The job market got some more good news this week, as both Fitch and Moody declared it on pace to catch up to where it was pre-pandemic in 2020. And that’s great. But what does it mean about our economy, our job market’s trajectory, and federal (or in this case, the Fed) intervention?

What This Means

According to Fitch Ratings, by the end of August of this year, the US labor market will have recaptured all jobs lost during the pandemic. Moody’s has made the same prediction, forecasting the milestone will come at the end of September, not August. This means that, sometime this Autumn, the US job market will have as many jobs as it did in February 2020.

i9 verification new hire introduction

At just over two years, this is an amazingly quick turnaround that should be heralded as something between good news and a miracle.

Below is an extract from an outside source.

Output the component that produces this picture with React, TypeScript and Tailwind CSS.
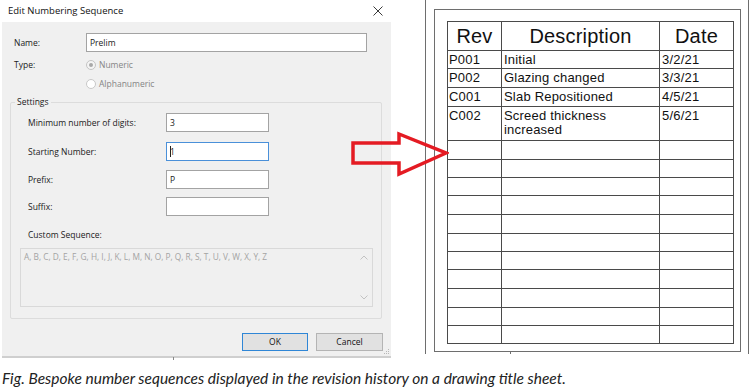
import React from "react";

const rows: { rev: string; desc: string[]; date: string; h: string }[] = [
  { rev: "P001", desc: ["Initial"], date: "3/2/21", h: "h-[18px]" },
  { rev: "P002", desc: ["Glazing changed"], date: "3/3/21", h: "h-[19px]" },
  { rev: "C001", desc: ["Slab Repositioned"], date: "4/5/21", h: "h-[19px]" },
  { rev: "C002", desc: ["Screed thickness", "increased"], date: "5/6/21", h: "h-[34px]" },
];

const emptyRows = [
  "h-[19px]",
  "h-[18px]",
  "h-[18px]",
  "h-[19px]",
  "h-[19px]",
  "h-[18px]",
  "h-[18px]",
  "h-[19px]",
  "h-[19px]",
  "h-[18px]",
  "h-[18px]",
];

function CloseIcon() {
  return (
    <svg width="10" height="10" viewBox="0 0 10 10" className="block">
      <path d="M0.5 0.5 L9.5 9.5 M9.5 0.5 L0.5 9.5" stroke="#3a3a3a" strokeWidth="1" fill="none" />
    </svg>
  );
}

function Input({ value, focused, caret }: { value?: string; focused?: boolean; caret?: boolean }) {
  return (
    <div
      className={
        "h-[19px] bg-white border flex items-center pl-[3px] text-[8.5px] text-[#1a1a1a] " +
        (focused ? "border-[#4a90d9]" : "border-[#a3a3a3]")
      }
    >
      {caret && <span className="w-px h-[11px] bg-[#222] mr-[-1px]" />}
      {value}
    </div>
  );
}

function Dialog() {
  return (
    <div className="w-[392px] h-[358px] shrink-0 flex flex-col font-['Open_Sans',sans-serif] text-[#1a1a1a]">
      <div className="h-[22px] flex items-center justify-between pl-[8px] pr-[9px]">
        <span className="text-[9.5px] leading-[12px] text-[#111]">Edit Numbering Sequence</span>
        <CloseIcon />
      </div>
      <div className="relative flex-1 ml-[2px] mr-[1px] bg-[#f0f0f0] border-b-2 border-[#cfcfcf] flex flex-col text-[8.5px] leading-[12px]">
        {/* Name */}
        <div className="flex items-center pt-[11px] pl-[12px]">
          <span className="w-[72px]">Name:</span>
          <div className="w-[281px]">
            <Input value="Prelim" />
          </div>
        </div>
        {/* Type */}
        <div className="flex pl-[12px] mt-[3px]">
          <span className="w-[72px] leading-[19px]">Type:</span>
          <div className="flex flex-col text-[#858585]">
            <div className="h-[19px] flex items-center gap-[3px]">
              <span className="w-[10px] h-[10px] rounded-full border border-[#c4c4c4] bg-[#f4f4f4] flex items-center justify-center">
                <span className="w-[4px] h-[4px] rounded-full bg-[#a8a8a8]" />
              </span>
              <span>Numeric</span>
            </div>
            <div className="h-[19px] flex items-center gap-[3px]">
              <span className="w-[10px] h-[10px] rounded-full border border-[#c8c8c8] bg-white" />
              <span>Alphanumeric</span>
            </div>
          </div>
        </div>
        {/* Settings */}
        <fieldset className="ml-[8px] w-[372px] mt-[3px] border border-[#dcdcdc] rounded-[2px] pb-[11px]">
          <legend className="ml-[4px] px-[2px] leading-[12px]">Settings</legend>
          <div className="flex flex-col pl-[17px] pt-[5px]">
            <div className="flex items-center">
              <span className="w-[138px]">Minimum number of digits:</span>
              <div className="w-[103px]">
                <Input value="3" />
              </div>
            </div>
            <div className="flex items-center mt-[10px]">
              <span className="w-[138px]">Starting Number:</span>
              <div className="w-[103px]">
                <Input value="1" focused caret />
              </div>
            </div>
            <div className="flex items-center mt-[9px]">
              <span className="w-[138px]">Prefix:</span>
              <div className="w-[103px]">
                <Input value="P" />
              </div>
            </div>
            <div className="flex items-center mt-[8px]">
              <span className="w-[138px]">Suffix:</span>
              <div className="w-[103px]">
                <Input />
              </div>
            </div>
            <span className="mt-[13px]">Custom Sequence:</span>
          </div>
          <div className="ml-[9px] mt-[7px] w-[353px] h-[59px] border border-[#d9d9d9] bg-[#f0f0f0] flex">
            <div className="flex-1 pl-[3px] pt-[2px] text-[#a3a3a3] text-[8.3px] leading-[12px]">
              A, B, C, D, E, F, G, H, I, J, K, L, M, N, O, P, Q, R, S, T, U, V, W, X, Y, Z
            </div>
            <div className="w-[17px] flex flex-col justify-between items-center py-[6px]">
              <svg width="8" height="5" viewBox="0 0 8 5">
                <path d="M0.5 4.5 L4 1 L7.5 4.5" stroke="#c2c2c2" fill="none" strokeWidth="1" />
              </svg>
              <svg width="8" height="5" viewBox="0 0 8 5">
                <path d="M0.5 0.5 L4 4 L7.5 0.5" stroke="#c2c2c2" fill="none" strokeWidth="1" />
              </svg>
            </div>
          </div>
        </fieldset>
        {/* Buttons */}
        <div className="flex justify-end gap-[8px] pr-[8px] mt-[14px]">
          <button className="w-[66px] h-[18px] bg-[#e1e1e1] border border-[#2f86d6] text-[8.5px] text-[#111] flex items-center justify-center">
            OK
          </button>
          <button className="w-[67px] h-[18px] bg-[#e1e1e1] border border-[#b4b4b4] text-[8.5px] text-[#111] flex items-center justify-center">
            Cancel
          </button>
        </div>
        <svg width="6" height="6" viewBox="0 0 6 6" className="absolute right-[1px] bottom-[1px]">
          <rect x="4" y="0" width="1" height="1" fill="#b8b8b8" />
          <rect x="2" y="2" width="1" height="1" fill="#b8b8b8" />
          <rect x="4" y="2" width="1" height="1" fill="#b8b8b8" />
          <rect x="0" y="4" width="1" height="1" fill="#b8b8b8" />
          <rect x="2" y="4" width="1" height="1" fill="#b8b8b8" />
          <rect x="4" y="4" width="1" height="1" fill="#b8b8b8" />
        </svg>
        <span className="absolute left-[171px] bottom-[-4px] w-px h-[3px] bg-[#888]" />
      </div>
    </div>
  );
}

function Sheet() {
  return (
    <div className="ml-[33px] w-[324px] h-[354px] shrink-0 border-x border-[#6e6e6e] pl-[8px] pr-[7px]">
      <div className="relative mt-[9px] h-[343px] border border-[#6e6e6e] pl-[12px] pr-[6px] pt-[11px] font-['Liberation_Sans',Arial,sans-serif] text-[#111]">
        <div className="w-[287px] border-t border-l border-[#4a4a4a]">
          <div className="flex h-[29px] border-b border-[#4a4a4a] text-[20px] leading-[22px] tracking-[0.2px]">
            <div className="w-[54px] border-r border-[#4a4a4a] flex items-center justify-center">Rev</div>
            <div className="w-[158px] border-r border-[#4a4a4a] flex items-center justify-center">Description</div>
            <div className="w-[74px] border-r border-[#4a4a4a] flex items-center justify-center">Date</div>
          </div>
          {rows.map((r) => (
            <div key={r.rev} className={"flex border-b border-[#4a4a4a] text-[13px] leading-[14px] tracking-[0.2px] " + r.h}>
              <div className="w-[54px] border-r border-[#4a4a4a] pl-[1px] pt-[2px]">{r.rev}</div>
              <div className="w-[158px] border-r border-[#4a4a4a] pl-[2px] pt-[2px]">
                {r.desc.map((d) => (
                  <div key={d}>{d}</div>
                ))}
              </div>
              <div className="w-[74px] border-r border-[#4a4a4a] pl-[2px] pt-[2px]">{r.date}</div>
            </div>
          ))}
          {emptyRows.map((h, i) => (
            <div key={i} className={"flex border-b border-[#4a4a4a] " + h}>
              <div className="w-[54px] border-r border-[#4a4a4a]" />
              <div className="w-[158px] border-r border-[#4a4a4a]" />
              <div className="w-[74px] border-r border-[#4a4a4a]" />
            </div>
          ))}
        </div>
        <span className="absolute left-[75px] top-full w-px h-[3px] bg-[#6e6e6e]" />
      </div>
    </div>
  );
}

function Arrow() {
  return (
    <svg
      className="absolute left-[349px] top-[130px]"
      width="100"
      height="48"
      viewBox="349 130 100 48"
    >
      <polygon
        points="353,143 399,143 399,134 446,153 399,174 399,163 353,163"
        fill="none"
        stroke="#e41b23"
        strokeWidth="3.5"
        strokeLinejoin="miter"
      />
    </svg>
  );
}

export default function App() {
  return (
    <div className="relative w-[753px] h-[392px] bg-white overflow-hidden">
      <div className="flex h-[360px]">
        <Dialog />
        <Sheet />
      </div>
      <p className="pl-[2px] mt-[9px] italic text-[15.5px] leading-[18px] text-[#222] font-['Lato',sans-serif]">
        Fig. Bespoke number sequences displayed in the revision history on a drawing title sheet.
      </p>
      <Arrow />
    </div>
  );
}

Think of it this way: after the great recession of 2008, it took a staggering 6.5 years to make a similar return to pre-crisis levels. Now, only two years and a few months since the pandemic began, we are, essentially, back where we started from.

What This Does Not Mean

It is important to note that Fitch and Moody’s are predicting a return to pre-pandemic levels, which is entirely different from forecasting the job market’s ascent to the heights it would have reached had there been no pandemic. In that case, the economy would have continued growing, and there would be more jobs available. Come Autumn, when we return to pre-pandemic levels, we will still be about 4.5 million jobs below this theoretical benchmark.

Instead of being where we would be if there were never a pandemic, we are right back where we started from when the pandemic began. It’s like the last two years didn’t happen and the job market is heading for the exact same point it was in those simpler times before our perma-pandemic began.

compliance employer celebrating win

Interested in Interest?

But, of course, the last two years did happen. And the job market’s rebound is not happening in a vacuum, it’s happening against the backdrop of a tumultuous economy facing historic inflation and supply chain ruptures.

This is why, as we discussed last week, there is some water already being thrown on this hot job market, with the largest bucket firmly in Fed Chair Jerome Powell’s hands. Under his leadership, the fed hiked up interest rates .5% this week (more to come on that in another blog!). Yet, despite this intervention, the US job market is still on course for this notable distinction.

The job market will return to where it was in February 2020. The only problem is, we can’t.